DETROIT – As Memphis executives sort through trade scenarios involving leading scorer Tyreke Evans, the Grizzlies pressed forward on a four-game trip with Thursday’s stop to face a new-look Pistons team that executed the biggest blockbuster move of the season ... so far.

Superstar power forward Blake Griffin made his Detroit debut against the Grizzlies on Thursday, three days after he was acquired by the Pistons as the centerpiece of a trade that also sent Tobias Harris and Avery Bradley to the Los Angeles Clippers.

Meanwhile, the Grizzlies are in the midst of their own major adjustment in anticipation of a trade being finalized in the coming days. Evans left the team at the request of general manager Chris Wallace moments before the start of Wednesday’s 105-101 loss in Indiana as trade discussions with multiple teams intensified.

Evans, who did not travel with the Grizzlies to Detroit for Thursday’s game, told Grind City Media he spoke with Wallace and was under the impression he would be heading to a team in playoff contention.

“I really don’t know how it’s going to turn out, but I’ve heard there’s a lot of interest out there for me, and that’s a good thing,” Evans said as he exited Bankers Life Fieldhouse in Indiana on Wednesday night. “The season hasn’t gone that great, the way we wanted, but I’ve been happy in Memphis and with what I was able to do to help this team.”

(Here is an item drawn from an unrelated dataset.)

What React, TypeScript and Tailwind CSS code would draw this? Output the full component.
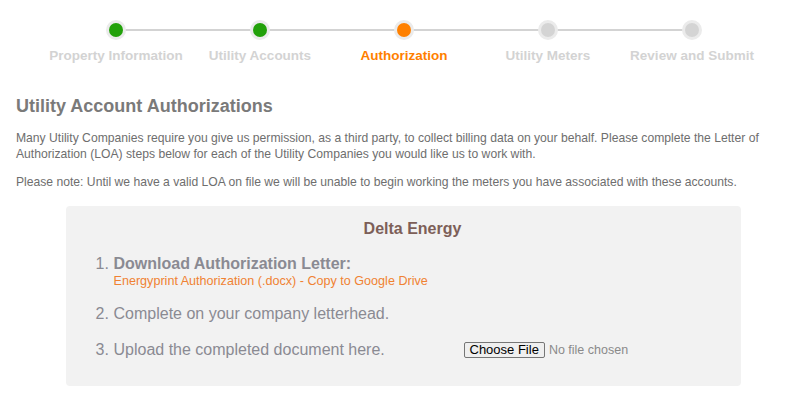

The Grizzlies entered Thursday’s game with a 18-32 record and apparently have shifted their focus to trying to develop younger rotation players, acquiring assets and retooling the team through the draft and free agency for next season. After a promising start to the season, the Grizzlies endured an 11-game losing streak, fired coach David Fizdale in November and have been ravaged by injuries to key players.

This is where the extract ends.